Earlier, Wulff issued a conciliatory message aimed at easing a
heated debate in Germany over faltering efforts to integrate Muslim
immigrants.
"We are old friends.... The things that connect us are much more
than the things that keep us apart," he said after talks with Turkish
counterpart Abdullah Gul.
Wulff's remarks came just days after Chancellor Angela Merkel said
Germany's efforts to create a multi-cultural society had failed and
urged immigrants to integrate, learn German and adopt German culture
and values.
Germany has four million Muslims among its 82 million inhabitants,
with 2.5 million Turks forming the largest ethnic minority.
While many later-generation Turks have integrated with German
society, large sections have never learned German and live in closed
communities.
Wulff stressed the immigrants' reliance on state benefits, crime
rate, machoism and rejection of education as major problems hindering
integration.
Gul renewed a call on Turkish immigrants to learn the German
language, but stressed that "instead of using the integration problem
politically, everybody must help find a solution."
The debate in Germany flared after central banker Thilo Sarrazin said
immigrants were making Germany "more stupid."
There have also been concerns that Muslim failure to integrate is
breeding homegrown Islamic extremists in Germany.
Wulff praised Turkey's growing role in regional affairs, but reiterated
Berlin's position that the country's EU accession talks were open-ended
and did not guarantee full membership.
Along with French President Nicolas Sarkozy, Merkel argues that Turkey
has no place in Europe and should settle for a "privileged partnership"
instead of membership -- a proposal Ankara categorically rejects.
Wulff also met Prime Minister Recep Tayyip Erdogan and Turkey's
highest Muslim religious official, Ali Bardakoglu.

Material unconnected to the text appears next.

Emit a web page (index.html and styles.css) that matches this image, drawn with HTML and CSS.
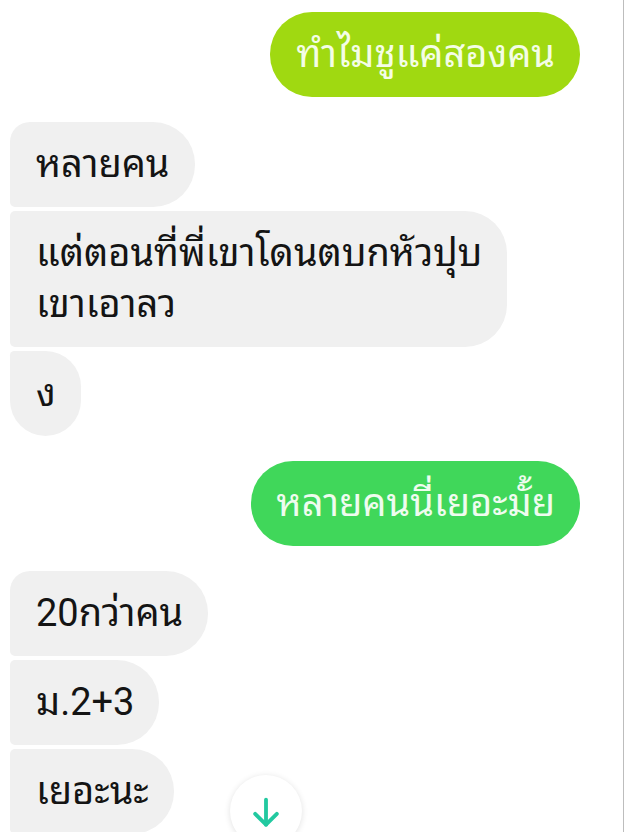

Despite political differences, Germany remains Turkey's principal
economic partner, with bilateral trade standing at 23.8 billion dollars
(17 billion euros) in 2009.
Wulff's four-day visit was to take him also to Kayseri, a booming
industrial city in central Turkey, the nearby Cappadocia region
famous for its cone-shaped rock formations and the historic Saint
Paul's Church in Tarsus.
He will also visit Istanbul to meet Ecumenical Patriarch Bartholomew
I, the spiritual leader of the world's Orthodox Christians, and lay
the foundation of a Turkish-German university before leaving Friday.
From: A. Papazian
Agence France Presse
October 19, 2010 Tuesday 2:48 PM GMT
ANKARA
German President Christian Wulff urged Turkey Tuesday to respect
the religious freedoms of Christian minorities, a key issue in the
country's struggling bid to join the European Union.
Wulff made the appeal after talks with Turkish leaders in Ankara,
dominated by issues of co-habitation and a simmering debate in Germany
on whether Berlin had failed in efforts to integrate Muslim immigrants,
many of them Turks.
Wulff, the first German president to visit Turkey in a decade,
stressed the freedoms Muslims enjoy in Germany and urged Islamic
countries to reciprocate.
"We expect that Christians in Muslim countries have the same rights
to live their faith publicly, educate new clergy and build churches,"

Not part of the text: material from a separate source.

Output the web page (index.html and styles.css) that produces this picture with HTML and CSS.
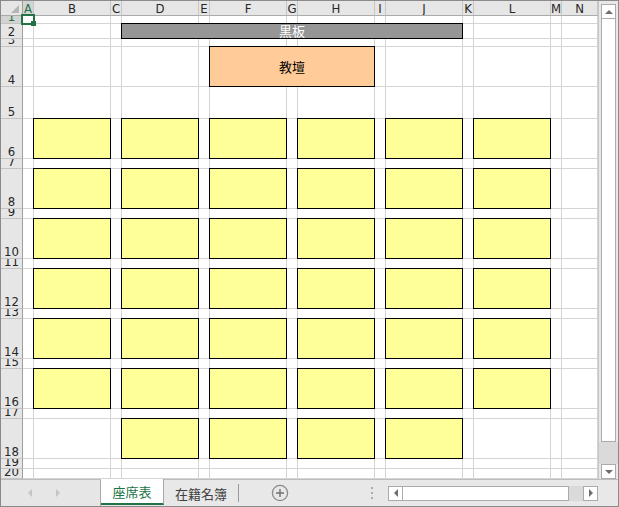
FILE: index.html
```html
<!DOCTYPE html>
<html lang="ja">
<head>
<meta charset="utf-8">
<title>座席表</title>
<link rel="stylesheet" href="styles.css">
</head>
<body>
<div class="window">
  <div class="main">
    <div class="sheet-wrap">
      <div class="sheet">
        <div class="corner"><svg width="21" height="14" viewBox="0 0 21 14"><polygon points="18,4 18,12 10,12" fill="#b5b5b5"/></svg></div>
        <div class="ch chsel">A</div><div class="ch">B</div><div class="ch">C</div><div class="ch">D</div><div class="ch">E</div><div class="ch">F</div><div class="ch">G</div><div class="ch">H</div><div class="ch">I</div><div class="ch">J</div><div class="ch">K</div><div class="ch">L</div><div class="ch">M</div><div class="ch">N</div>

        <div class="rh rhsel">1</div><span></span><span></span><span></span><span></span><span></span><span></span><span></span><span></span><span></span><span></span><span></span><span></span><span></span><span></span>
        <div class="rh">2</div><span></span><span></span><span></span><span></span><span></span><span></span><span></span><span></span><span></span><span></span><span></span><span></span><span></span><span></span>
        <div class="rh">3</div><span></span><span></span><span></span><span></span><span></span><span></span><span></span><span></span><span></span><span></span><span></span><span></span><span></span><span></span>
        <div class="rh">4</div><span></span><span></span><span></span><span></span><span></span><span></span><span></span><span></span><span></span><span></span><span></span><span></span><span></span><span></span>
        <div class="rh">5</div><span></span><span></span><span></span><span></span><span></span><span></span><span></span><span></span><span></span><span></span><span></span><span></span><span></span><span></span>
        <div class="rh">6</div><span></span><span></span><span></span><span></span><span></span><span></span><span></span><span></span><span></span><span></span><span></span><span></span><span></span><span></span>
        <div class="rh">7</div><span></span><span></span><span></span><span></span><span></span><span></span><span></span><span></span><span></span><span></span><span></span><span></span><span></span><span></span>
        <div class="rh">8</div><span></span><span></span><span></span><span></span><span></span><span></span><span></span><span></span><span></span><span></span><span></span><span></span><span></span><span></span>
        <div class="rh">9</div><span></span><span></span><span></span><span></span><span></span><span></span><span></span><span></span><span></span><span></span><span></span><span></span><span></span><span></span>
        <div class="rh">10</div><span></span><span></span><span></span><span></span><span></span><span></span><span></span><span></span><span></span><span></span><span></span><span></span><span></span><span></span>
        <div class="rh">11</div><span></span><span></span><span></span><span></span><span></span><span></span><span></span><span></span><span></span><span></span><span></span><span></span><span></span><span></span>
        <div class="rh">12</div><span></span><span></span><span></span><span></span><span></span><span></span><span></span><span></span><span></span><span></span><span></span><span></span><span></span><span></span>
        <div class="rh">13</div><span></span><span></span><span></span><span></span><span></span><span></span><span></span><span></span><span></span><span></span><span></span><span></span><span></span><span></span>
        <div class="rh">14</div><span></span><span></span><span></span><span></span><span></span><span></span><span></span><span></span><span></span><span></span><span></span><span></span><span></span><span></span>
        <div class="rh">15</div><span></span><span></span><span></span><span></span><span></span><span></span><span></span><span></span><span></span><span></span><span></span><span></span><span></span><span></span>
        <div class="rh">16</div><span></span><span></span><span></span><span></span><span></span><span></span><span></span><span></span><span></span><span></span><span></span><span></span><span></span><span></span>
        <div class="rh">17</div><span></span><span></span><span></span><span></span><span></span><span></span><span></span><span></span><span></span><span></span><span></span><span></span><span></span><span></span>
        <div class="rh">18</div><span></span><span></span><span></span><span></span><span></span><span></span><span></span><span></span><span></span><span></span><span></span><span></span><span></span><span></span>
        <div class="rh">19</div><span></span><span></span><span></span><span></span><span></span><span></span><span></span><span></span><span></span><span></span><span></span><span></span><span></span><span></span>
        <div class="rh">20</div><span></span><span></span><span></span><span></span><span></span><span></span><span></span><span></span><span></span><span></span><span></span><span></span><span></span><span></span>
      </div>

      <div class="shapes">
        <div class="selcell"></div>
        <div class="board">黒板</div>
        <div class="podium">教壇</div>

        <div class="desk c3 r7"></div><div class="desk c5 r7"></div><div class="desk c7 r7"></div><div class="desk c9 r7"></div><div class="desk c11 r7"></div><div class="desk c13 r7"></div>
        <div class="desk c3 r9"></div><div class="desk c5 r9"></div><div class="desk c7 r9"></div><div class="desk c9 r9"></div><div class="desk c11 r9"></div><div class="desk c13 r9"></div>
        <div class="desk c3 r11"></div><div class="desk c5 r11"></div><div class="desk c7 r11"></div><div class="desk c9 r11"></div><div class="desk c11 r11"></div><div class="desk c13 r11"></div>
        <div class="desk c3 r13"></div><div class="desk c5 r13"></div><div class="desk c7 r13"></div><div class="desk c9 r13"></div><div class="desk c11 r13"></div><div class="desk c13 r13"></div>
        <div class="desk c3 r15"></div><div class="desk c5 r15"></div><div class="desk c7 r15"></div><div class="desk c9 r15"></div><div class="desk c11 r15"></div><div class="desk c13 r15"></div>
        <div class="desk c3 r17"></div><div class="desk c5 r17"></div><div class="desk c7 r17"></div><div class="desk c9 r17"></div><div class="desk c11 r17"></div><div class="desk c13 r17"></div>
        <div class="desk c5 r19"></div><div class="desk c7 r19"></div><div class="desk c9 r19"></div><div class="desk c11 r19"></div>
      </div>
    </div>

    <div class="vscroll">
      <div class="sbtn"><i class="tri-up"></i></div>
      <div class="vthumb"></div>
      <div class="vtrack"></div>
      <div class="sbtn"><i class="tri-down"></i></div>
    </div>
  </div>

  <div class="tabbar">
    <div class="nav"><i class="tri-left light"></i><i class="tri-right light"></i></div>
    <div class="tab active">座席表</div>
    <div class="tab">在籍名簿</div>
    <div class="tabsep"></div>
    <div class="addsheet">
      <svg width="18" height="18" viewBox="0 0 18 18"><circle cx="9" cy="9" r="7.6" fill="none" stroke="#8a8a8a" stroke-width="1.3"/><path d="M9 5v8M5 9h8" stroke="#6f6f6f" stroke-width="1.4"/></svg>
    </div>
    <div class="dots"><i></i><i></i><i></i></div>
    <div class="hscroll">
      <div class="hbtn"><i class="tri-left"></i></div>
      <div class="hthumb"></div>
      <div class="htrack"></div>
      <div class="hbtn"><i class="tri-right"></i></div>
    </div>
  </div>
</div>
</body>
</html>
```

FILE: styles.css
```css
* { box-sizing: border-box; margin: 0; padding: 0; }
html, body { width: 619px; height: 507px; overflow: hidden; background: #fff; }
body { font-family: "Liberation Sans Narrow", "DejaVu Sans Condensed", "Liberation Sans", sans-serif; }

.window {
  width: 619px; height: 507px;
  border: 1px solid #8a8a8a;
  display: flex; flex-direction: column;
  background: #e6e6e6;
}
.main { display: flex; height: 478px; }

.sheet-wrap { position: relative; width: 597px; height: 478px; overflow: hidden; background: #fff; }

.sheet, .shapes {
  display: grid;
  grid-template-columns: 22px repeat(6, 11px 77px) 11px 36px;
  grid-template-rows: 15px 8px 15px 8px 40px 32px repeat(7, 40px 10px) 10px;
}

.sheet span { border-right: 1px solid #d4d4d4; border-bottom: 1px solid #d4d4d4; }

.corner { background: #e6e6e6; border-right: 1px solid #9e9e9e; border-bottom: 1px solid #ababab; }
.corner svg { display: block; }

.ch {
  background: #e6e6e6;
  border-right: 1px solid #c6c6c6;
  border-bottom: 1px solid #ababab;
  display: flex; justify-content: center; align-items: flex-end;
  overflow: hidden;
  font-size: 13px; line-height: 12px; color: #262626;
}
.chsel { background: #d3d3d3; color: #217346; border-bottom-color: #217346; }

.rh {
  background: #e6e6e6;
  border-right: 1px solid #9e9e9e;
  border-bottom: 1px solid #c3c3c3;
  display: flex; justify-content: center; align-items: flex-end;
  overflow: hidden;
  font-size: 13px; line-height: 12px; color: #262626;
}
.rhsel { background: #d3d3d3; color: #217346; border-right-color: #217346; }

.shapes { position: absolute; inset: 0; pointer-events: none; }

.selcell {
  grid-column: 2; grid-row: 2;
  border: 2px solid #217346;
  margin: -2px -1px -1px -2px;
  position: relative;
}
.selcell::after {
  content: ""; position: absolute;
  right: -3px; bottom: -3px;
  width: 5px; height: 5px;
  background: #217346;
}

.desk {
  background: #ffff99;
  border: 1px solid #000;
  margin: -1px 0 0 -1px;
}
.c3 { grid-column: 3; } .c5 { grid-column: 5; } .c7 { grid-column: 7; }
.c9 { grid-column: 9; } .c11 { grid-column: 11; } .c13 { grid-column: 13; }
.r7 { grid-row: 7; } .r9 { grid-row: 9; } .r11 { grid-row: 11; } .r13 { grid-row: 13; }
.r15 { grid-row: 15; } .r17 { grid-row: 17; } .r19 { grid-row: 19; }

.board, .podium {
  display: flex; align-items: center; justify-content: center;
  border: 1px solid #000;
  margin: -1px 0 0 -1px;
  font-family: "Noto Sans CJK JP", sans-serif;
  font-size: 13px; line-height: 14px;
}
.board { grid-column: 5 / 12; grid-row: 3; background: #969696; color: #fff; }
.podium { grid-column: 7 / 10; grid-row: 5; background: #ffcc99; color: #000; }

/* vertical scrollbar */
.vscroll {
  width: 20px;
  border-left: 1px solid #c6c6c6;
  background: #e8e8e8;
  padding: 3px 2px 0;
  display: flex; flex-direction: column;
}
.sbtn {
  height: 15px; flex: none;
  background: #fff; border: 1px solid #ababab;
  display: flex; align-items: center; justify-content: center;
}
.vthumb { height: 423px; flex: none; background: #fff; border: 1px solid #ababab; border-top: 0; }
.vtrack { height: 22px; flex: none; background: #dadada; margin: 0 -2px; }

.tri-up, .tri-down, .tri-left, .tri-right { display: block; width: 0; height: 0; border: 0 solid transparent; }
.tri-up { border-width: 0 4px 4px; border-bottom-color: #6e6e6e; }
.tri-down { border-width: 4px 4px 0; border-top-color: #6e6e6e; }
.tri-left { border-width: 4px 4px 4px 0; border-right-color: #6e6e6e; }
.tri-right { border-width: 4px 0 4px 4px; border-left-color: #6e6e6e; }
.tri-left.light { border-right-color: #c4c4c4; }
.tri-right.light { border-left-color: #c4c4c4; }

/* tab bar */
.tabbar {
  display: flex; align-items: center;
  height: 27px;
  border-top: 1px solid #bdbdbd;
  background: #e8e8e8;
  font-family: "Noto Sans CJK JP", sans-serif;
  font-size: 13px;
}
.nav {
  width: 100px; height: 100%;
  border-right: 1px solid #a8a8a8;
  background: #e6e6e6;
  display: flex; align-items: center; justify-content: center; gap: 24px;
  padding-right: 14px;
}
.tab {
  height: 100%;
  display: flex; align-items: center; justify-content: center;
  color: #404040;
  width: 74px;
}
.tab.active {
  width: 63px; height: 26px;
  margin-top: -1px; align-self: flex-start;
  background: #fff;
  color: #217346;
  border-right: 1px solid #a8a8a8;
  border-bottom: 2px solid #217346;
  padding-top: 1px;
}
.tabsep { width: 1px; height: 18px; background: #9a9a9a; }
.addsheet { margin-left: 32px; width: 18px; height: 18px; }
.addsheet svg { display: block; }
.dots { margin-left: 82px; width: 3px; display: flex; flex-direction: column; gap: 3px; }
.dots i { display: block; width: 2px; height: 2px; background: #acacac; }

.hscroll { margin-left: 14px; display: flex; height: 15px; }
.hbtn {
  width: 15px; height: 15px;
  background: #fff; border: 1px solid #ababab;
  display: flex; align-items: center; justify-content: center;
}
.hthumb { width: 166px; background: #fff; border: 1px solid #ababab; border-left: 0; }
.htrack { width: 14px; background: #dadada; }
```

he said in a speech at Turkey's parliament.
"Religious freedom is part of our understanding of Europe as a
community of values," he said.
Turkey's non-Muslim communities, mainly Orthodox Greeks, Armenians
and Jews, complain mostly of restrictions on property rights and
theological education.
Several attacks on Christians, including the murders of a German
missionary in 2007 and the head of Turkey's Roman Catholic Church in
June, have fanned fears that hostility against non-Muslims is on the
rise in Turkey.
Earlier, Wulff issued a conciliatory message aimed at easing a
heated debate in Germany over faltering efforts to integrate Muslim
immigrants.
"We are old friends.... The things that connect us are much more
than the things that keep us apart," he said after talks with Turkish
counterpart Abdullah Gul.
Wulff's remarks came just days after Chancellor Angela Merkel said
Germany's efforts to create a multi-cultural society had failed and
urged immigrants to integrate, learn German and adopt German culture
and values.
Germany has four million Muslims among its 82 million inhabitants,
with 2.5 million Turks forming the largest ethnic minority.

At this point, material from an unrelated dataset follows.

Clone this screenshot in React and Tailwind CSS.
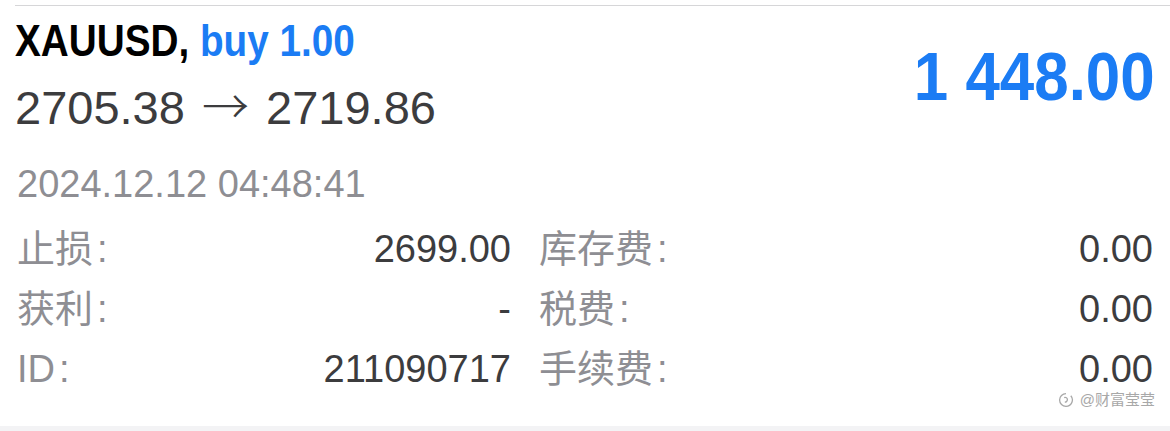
import React from 'react';

const rows = [
  { left: '止损', leftValue: '2699.00', right: '库存费', rightValue: '0.00' },
  { left: '获利', leftValue: '-', right: '税费', rightValue: '0.00' },
  { left: 'ID', leftValue: '211090717', right: '手续费', rightValue: '0.00' },
];

function WatermarkIcon() {
  return (
    <svg width="16" height="16" viewBox="0 0 16 16" fill="none" stroke="#a8a8a8" strokeWidth="1.3">
      <path d="M8 1.6a6.4 6.4 0 1 0 0 12.8" />
      <path d="M8 14.4a6.4 6.4 0 0 0 4.8-10.6" />
      <path d="M6.2 5.6c1.6-.6 3.2.4 3.2 2s-1.2 2.6-2.6 2.6" />
    </svg>
  );
}

function Label({ text }) {
  return (
    <span className="text-[#8e8e93]">
      {text}
      <span className="ml-[4px]">:</span>
    </span>
  );
}

export default function App() {
  return (
    <div
      className="w-[1170px] h-[431px] bg-white relative overflow-hidden flex flex-col"
      style={{ fontFamily: '"Liberation Sans", "Noto Sans CJK SC", sans-serif' }}
    >
      {/* separator */}
      <div className="h-[5px]" />
      <div className="ml-[15px] h-px bg-[#d6d6d8]" />

      {/* header */}
      <div className="flex justify-between pl-[15px] pr-[15px] pt-[9px]">
        <div>
          <div className="origin-left scale-x-[0.86] whitespace-nowrap text-[45px] leading-[52px] font-bold text-black">
            XAUUSD, <span className="text-[#1b7cf4]">buy 1.00</span>
          </div>
          <div className="mt-[11px] whitespace-nowrap text-[47px] leading-[52px] text-[#3c3c3e]">
            2705.38{' '}
            <span style={{ fontFamily: '"Noto Sans CJK SC", sans-serif' }} className="mx-[4px] font-light">→</span>{' '}
            2719.86
          </div>
        </div>
        <div className="mt-[27px] origin-right scale-x-[0.91] whitespace-nowrap text-[68px] leading-[68px] font-bold text-[#1b7cf4]">
          1 448.00
        </div>
      </div>

      {/* time */}
      <div className="mt-[28px] pl-[17px] text-[38px] leading-[44px] text-[#8e8e93]">2024.12.12 04:48:41</div>

      {/* details */}
      <div className="mt-[13px] pl-[17px] grid grid-cols-[494px_614px] gap-x-[28px]">
        {rows.map((row) => (
          <React.Fragment key={row.left}>
            <div className="flex justify-between text-[38px] leading-[60px]">
              <Label text={row.left} />
              <span className="text-[#3c3c3e]">{row.leftValue}</span>
            </div>
            <div className="flex justify-between text-[38px] leading-[60px]">
              <Label text={row.right} />
              <span className="text-[#3c3c3e]">{row.rightValue}</span>
            </div>
          </React.Fragment>
        ))}
      </div>

      {/* watermark */}
      <div className="absolute right-[15px] top-[391px] flex items-center gap-[6px] text-[15px] leading-[18px] text-[#a8a8a8]">
        <WatermarkIcon />
        <span>@财富莹莹</span>
      </div>

      <div className="mt-auto h-[5px] bg-[#f3f3f5]" />
    </div>
  );
}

While many later-generation Turks have integrated with German
society, large sections have never learned German and live in closed
communities.
Wulff stressed the immigrants' reliance on state benefits, crime
rate, machoism and rejection of education as major problems hindering
integration.
Gul renewed a call on Turkish immigrants to learn the German
language, but stressed that "instead of using the integration problem
politically, everybody must help find a solution."
The debate in Germany flared after central banker Thilo Sarrazin said
immigrants were making Germany "more stupid."
There have also been concerns that Muslim failure to integrate is
breeding homegrown Islamic extremists in Germany.
Wulff praised Turkey's growing role in regional affairs, but reiterated
Berlin's position that the country's EU accession talks were open-ended
and did not guarantee full membership.
Along with French President Nicolas Sarkozy, Merkel argues that Turkey
has no place in Europe and should settle for a "privileged partnership"
instead of membership -- a proposal Ankara categorically rejects.
Wulff also met Prime Minister Recep Tayyip Erdogan and Turkey's
highest Muslim religious official, Ali Bardakoglu.
Despite political differences, Germany remains Turkey's principal
economic partner, with bilateral trade standing at 23.8 billion dollars
(17 billion euros) in 2009.
Wulff's four-day visit was to take him also to Kayseri, a booming
industrial city in central Turkey, the nearby Cappadocia region
famous for its cone-shaped rock formations and the historic Saint
Paul's Church in Tarsus.
He will also visit Istanbul to meet Ecumenical Patriarch Bartholomew
I, the spiritual leader of the world's Orthodox Christians, and lay
the foundation of a Turkish-German university before leaving Friday.